Hypergraph Ramsey numbers


The Ramsey number r_(k)(s, n) is the minimum N such that every red-blue coloring of the k-tuples of an N-element set contains a red set of size s or a blue set of size n, where a set is called red (blue) if all k-tuples from this set are red (blue). In this paper we obtain new estimates for several basic hypergraph Ramsey problems. We give a new upper bound for r_(k)(s, n) for k ≥ 3 and s fixed. In particular, we show that r_(3)(s, n) ≤ 2^(n^(s-2)log n), which improves by a factor of n^(s-2)/polylog n the exponent of the previous upper bound of Erdős and Rado from 1952. We also obtain a new lower bound for these numbers, showing that there is a constant c > 0 such that r_(3)(s, n) ≥ 2^(csn log((n/s)+1)) for all 4 ≤ s ≤ n. For constant s, this gives the first superexponential lower bound for r_(3)(s, n), answering an open question posed by Erdős and Hajnal in 1972. Next, we consider the 3-color Ramsey number r_(3)(n, n, n), which is the minimum N such that every 3-coloring of the triples of an N-element set contains a monochromatic set of size n.
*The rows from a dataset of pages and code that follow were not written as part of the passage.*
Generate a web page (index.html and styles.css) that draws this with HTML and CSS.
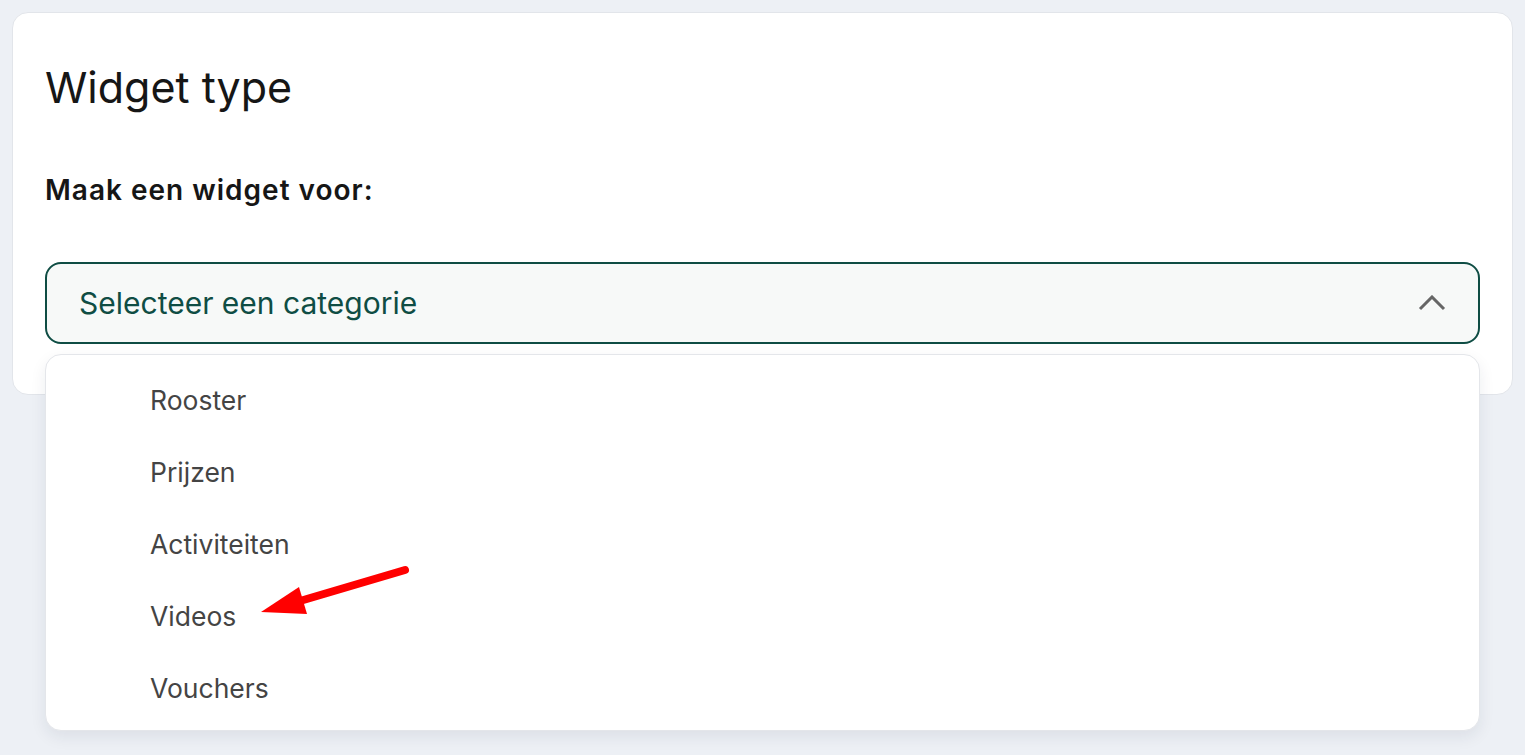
FILE: index.html
```html
<!DOCTYPE html>
<html>
<head>
    <meta charset="UTF-8">
    <title>Widget type</title>
    <link rel="stylesheet" href="styles.css">
</head>
<body>
<div class="card">
    <h1 class="title">Widget type</h1>
    <p class="label">Maak een widget voor:</p>
    <div class="select-wrap">
        <div class="select">
            <span class="select-text">Selecteer een categorie</span>
            <svg class="chevron" width="28" height="16" viewBox="0 0 28 16">
                <path d="M2 14 L14 2 L26 14" fill="none" stroke="#666" stroke-width="3"/>
            </svg>
        </div>
        <ul class="menu">
            <li>Rooster</li>
            <li>Prijzen</li>
            <li>Activiteiten</li>
            <li>Videos</li>
            <li>Vouchers</li>
        </ul>
    </div>
</div>
<svg class="arrow" width="1525" height="755" viewBox="0 0 1525 755">
    <line x1="405" y1="570" x2="300" y2="601" stroke="#ff0000" stroke-width="8" stroke-linecap="round"/>
    <polygon points="261,612 299,587 307,614" fill="#ff0000"/>
</svg>
</body>
</html>
```

FILE: styles.css
```css
html {
    height: 100%;
}
body {
    box-sizing: border-box;
    min-height: 100%;
    margin: 0;
    padding: 12px;
    background-color: #edf0f5;
    font-family: Inter, "Open Sans", sans-serif;
    color: #161616;
}
.card {
    background-color: #fff;
    border: 1px solid #e2e5ea;
    border-radius: 16px;
    padding: 32px 32px 50px;
}
.title {
    margin: 14px 0 0;
    font-size: 43px;
    font-weight: 400;
    line-height: 56px;
}
.label {
    margin: 57px 0 0;
    font-size: 28px;
    font-weight: 600;
    letter-spacing: 1px;
    line-height: 36px;
}
.select-wrap {
    position: relative;
    margin-top: 54px;
}
.select {
    box-sizing: border-box;
    display: flex;
    align-items: center;
    justify-content: space-between;
    height: 82px;
    padding: 0 32px 0 32px;
    background-color: #f7f9f8;
    border: 2px solid #0f4d44;
    border-radius: 16px;
}
.select-text {
    font-size: 30px;
    color: #0f4d44;
}
.menu {
    position: absolute;
    top: 92px;
    left: 0;
    right: 0;
    z-index: 1;
    margin: 0;
    padding: 9px 0 6px;
    list-style: none;
    background-color: #fff;
    border: 1px solid #e4e6ea;
    border-radius: 16px;
    box-shadow: 0 6px 16px rgba(30, 40, 60, 0.08);
}
.menu li {
    height: 72px;
    line-height: 72px;
    padding-left: 104px;
    font-size: 26.5px;
    color: #444;
}
.arrow {
    position: absolute;
    top: 0;
    left: 0;
    z-index: 2;
    pointer-events: none;
}
```
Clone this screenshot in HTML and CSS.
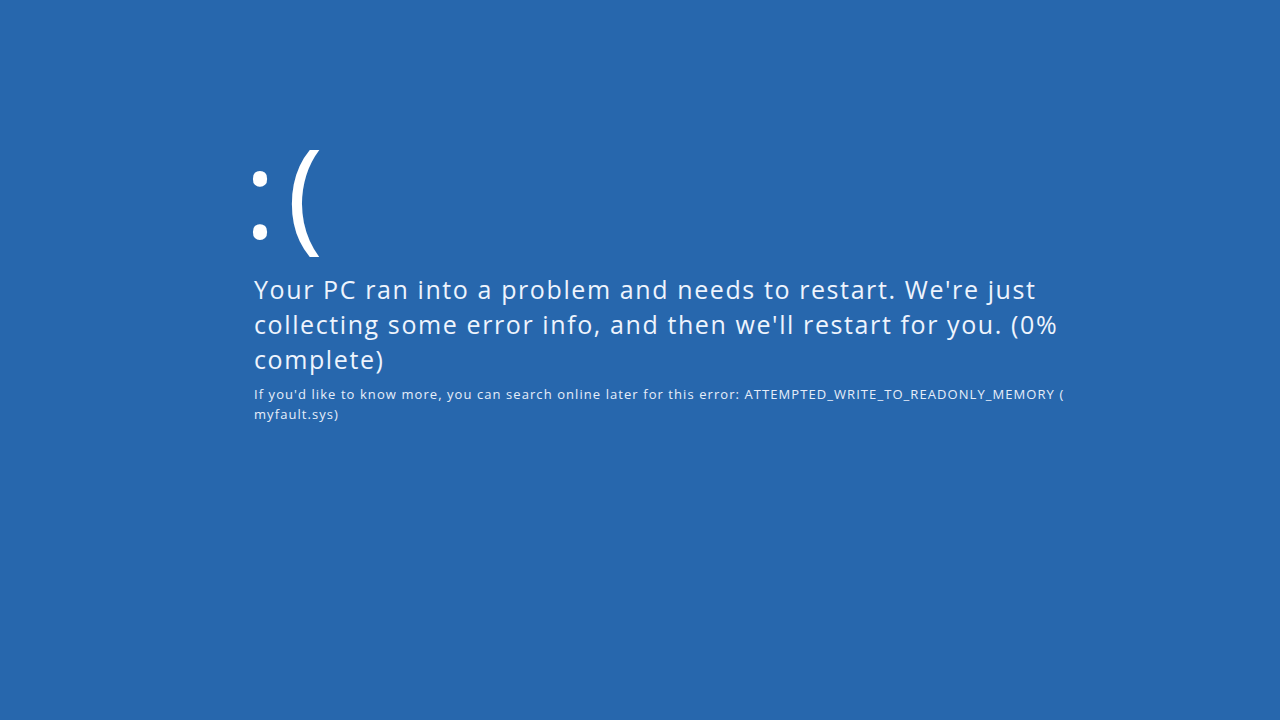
FILE: index.html
```html
<!DOCTYPE html>
<html lang="en">
<head>
<meta charset="utf-8">
<title>Blue screen</title>
<link rel="stylesheet" href="styles.css">
</head>
<body>
<main class="screen">
  <div class="face">:(</div>
  <p class="message">Your PC ran into a problem and needs to restart. We're just collecting some error info, and then we'll restart for you. (0% complete)</p>
  <p class="detail">If you'd like to know more, you can search online later for this error: ATTEMPTED_WRITE_TO_READONLY_MEMORY ( myfault.sys)</p>
</main>
</body>
</html>
```
FILE: styles.css
```css
html, body {
  margin: 0;
  padding: 0;
  height: 100%;
  background: #2767ad;
}
.screen {
  box-sizing: border-box;
  height: 720px;
  padding: 116px 0 0 250px;
  display: flex;
  flex-direction: column;
  color: #ffffff;
  font-family: "Open Sans", "Noto Sans", sans-serif;
}
.face {
  margin: 0 0 2px -6px;
  font-size: 122px;
  line-height: 150px;
  font-weight: 400;
  letter-spacing: 11px;
}
.message {
  margin: 4px 0 0 4px;
  width: 830px;
  font-size: 25px;
  line-height: 35px;
  font-weight: 400;
  letter-spacing: 1.6px;
  color: #eef4fd;
}
.detail {
  margin: 7px 0 0 4px;
  width: 830px;
  font-size: 13px;
  line-height: 20px;
  letter-spacing: 1.07px;
  color: #e6eefa;
}
```
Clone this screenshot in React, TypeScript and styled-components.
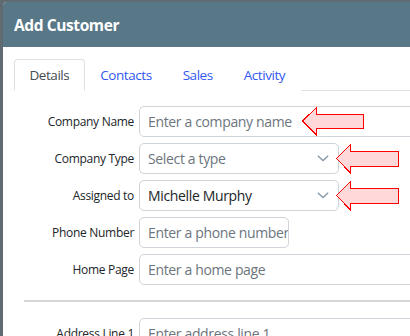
import styled, { createGlobalStyle } from "styled-components";

const GlobalStyle = createGlobalStyle`
  html, body {
    margin: 0;
    padding: 0;
    overflow: hidden;
    background: #5f6b71;
  }
  * {
    box-sizing: border-box;
  }
`;

const font = `"Open Sans", "Noto Sans", sans-serif`;

const Dialog = styled.div`
  margin: 2px 0 0 3px;
  width: 540px;
  height: 400px;
  background: #ffffff;
  border-top-left-radius: 4px;
  overflow: hidden;
  font-family: ${font};
`;
const Header = styled.div`
  height: 45px;
  background: #587787;
  display: flex;
  align-items: center;
  padding: 0 11px;
`;
const Title = styled.h5`
  margin: 0;
  color: #ffffff;
  font-size: 15.5px;
  font-weight: 700;
  letter-spacing: -0.4px;
`;
const Body = styled.div`
  padding: 12px 11px;
`;
const Tabs = styled.div`
  display: flex;
  border-bottom: 1px solid #dee2e6;
`;
const Tab = styled.div<{ $active?: boolean }>`
  height: 32px;
  margin-bottom: -1px;
  padding: 0 14.5px;
  display: flex;
  align-items: center;
  font-size: 13.5px;
  letter-spacing: -0.45px;
  color: ${(p) => (p.$active ? "#444a50" : "#3358f0")};
  border: 1px solid ${(p) => (p.$active ? "#dee2e6" : "transparent")};
  border-bottom-color: ${(p) => (p.$active ? "#ffffff" : "transparent")};
  border-radius: 4px 4px 0 0;
  background: #ffffff;
`;
const Form = styled.div`
  margin-top: 15px;
  display: flex;
  flex-direction: column;
  gap: 6px;
`;
const Row = styled.div`
  position: relative;
  display: grid;
  grid-template-columns: 120px 1fr;
  column-gap: 5px;
  align-items: center;
`;
const Label = styled.label`
  text-align: right;
  font-size: 12px;
  letter-spacing: -0.3px;
  color: #212529;
`;
const Field = styled.div<{ $width?: number }>`
  width: ${(p) => (p.$width ? `${p.$width}px` : "100%")};
  height: 31px;
  border: 1px solid #ced4da;
  border-radius: 5px;
  padding: 0 9px 0 8px;
  display: flex;
  align-items: center;
  justify-content: space-between;
  font-size: 14px;
  letter-spacing: -0.35px;
  white-space: nowrap;
  overflow: hidden;
`;
const Placeholder = styled.span`
  color: #6c757d;
`;
const Value = styled.span`
  color: #212529;
`;
const Separator = styled.div`
  height: 2px;
  background: #d6d6d6;
  margin: 9px 0 10px 10px;
`;
const ArrowMark = styled.svg<{ $left: number }>`
  position: absolute;
  left: ${(p) => p.$left}px;
  top: 1px;
`;

function Chevron() {
  return (
    <svg width="12" height="7" viewBox="0 0 12 7">
      <path d="M0.8 0.8 L6 5.6 L11.2 0.8" fill="none" stroke="#8797a6" strokeWidth="1.3" />
    </svg>
  );
}

function Arrow({ left, w, h }: { left: number; w: number; h: number }) {
  const m = h / 2;
  const shaftTop = 7;
  const shaftBottom = h - 7;
  return (
    <ArrowMark $left={left} width={w + 1} height={h + 1} viewBox={`0 0 ${w + 1} ${h + 1}`}>
      <polygon
        points={`0.5,${m} 14.5,0.5 14.5,${shaftTop} ${w},${shaftTop} ${w},${shaftBottom} 14.5,${shaftBottom} 14.5,${h}`}
        fill="#ffd9d9"
        stroke="#ff0000"
        strokeWidth="1"
        shapeRendering="crispEdges"
      />
    </ArrowMark>
  );
}

export default function App() {
  return (
    <>
      <GlobalStyle />
      <Dialog>
        <Header>
          <Title>Add Customer</Title>
        </Header>
        <Body>
          <Tabs>
            <Tab $active>Details</Tab>
            <Tab>Contacts</Tab>
            <Tab>Sales</Tab>
            <Tab>Activity</Tab>
          </Tabs>
          <Form>
            <Row>
              <Label>Company Name</Label>
              <Field>
                <Placeholder>Enter a company name</Placeholder>
              </Field>
              <Arrow left={288} w={61} h={28} />
            </Row>
            <Row>
              <Label>Company Type</Label>
              <Field $width={200}>
                <Placeholder>Select a type</Placeholder>
                <Chevron />
              </Field>
              <Arrow left={322} w={62} h={29} />
            </Row>
            <Row>
              <Label>Assigned to</Label>
              <Field $width={200}>
                <Value>Michelle Murphy</Value>
                <Chevron />
              </Field>
              <Arrow left={322} w={62} h={29} />
            </Row>
            <Row>
              <Label>Phone Number</Label>
              <Field $width={150}>
                <Placeholder>Enter a phone number</Placeholder>
              </Field>
            </Row>
            <Row>
              <Label>Home Page</Label>
              <Field>
                <Placeholder>Enter a home page</Placeholder>
              </Field>
            </Row>
            <Separator />
            <Row>
              <Label>Address Line 1</Label>
              <Field>
                <Placeholder>Enter address line 1</Placeholder>
              </Field>
            </Row>
          </Form>
        </Body>
      </Dialog>
    </>
  );
}
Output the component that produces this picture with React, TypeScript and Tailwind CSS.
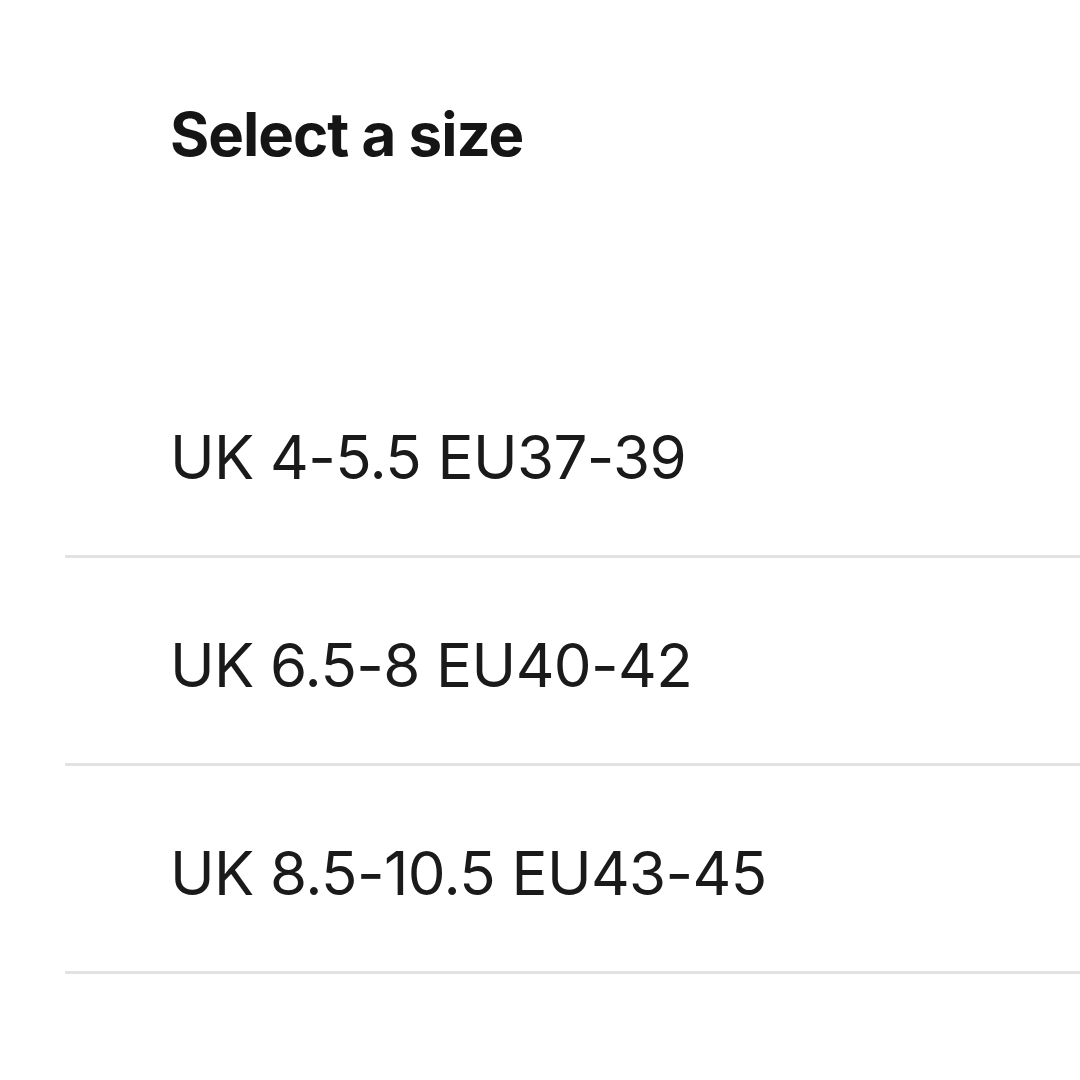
export default function App() {
  const sizes = ["UK 4-5.5 EU37-39", "UK 6.5-8 EU40-42", "UK 8.5-10.5 EU43-45"];
  return (
    <div
      className="w-[1080px] h-[1080px] bg-white overflow-hidden pl-[65px] pt-[104px]"
      style={{ fontFamily: "Inter, 'Noto Sans', sans-serif" }}
    >
      <div className="pl-[105px] text-[60px] leading-[60px] font-bold tracking-[-1px] text-[#151515] mb-[186px]">
        Select a size
      </div>
      <div className="flex flex-col">
        {sizes.map((s, i) => (
          <div
            key={s}
            className={`pl-[105px] ${i === 0 ? "pt-[77px]" : "pt-[77px]"} pb-[68px] border-b-[3px] border-[#e2e2e2] text-[60px] leading-[60px] tracking-[-0.6px] text-[#1a1a1a]`}
          >
            {s}
          </div>
        ))}
      </div>
    </div>
  );
}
Improving another old result of Erdős and Hajnal, we show that r_(3)(n, n, n) ≥ 2^(n^(c log n)). Finally, we make some progress on related hypergraph Ramsey-type problems.

Additional Information

© Copyright 2009 American Mathematical Society. The copyright for this article reverts to public domain 28 years after publication. Received by editor(s): September 8, 2008. Published electronically: August 18, 2009. The research of the first author was supported by a Junior Research Fellowship at St John's College, Cambridge. The research of the second author was supported by an NSF Graduate Research Fellowship and a Princeton Centennial Fellowship. The research of the third author was supported in part by NSF CAREER award DMS-0812005 and by a USA-Israeli BSF grant. The results in Section 6.1 were obtained in collaboration with Noga Alon, and we thank him for allowing us to include them here. We also thank N. Alon and D. Mubayi for interesting discussions, and the anonymous referee for very useful comments.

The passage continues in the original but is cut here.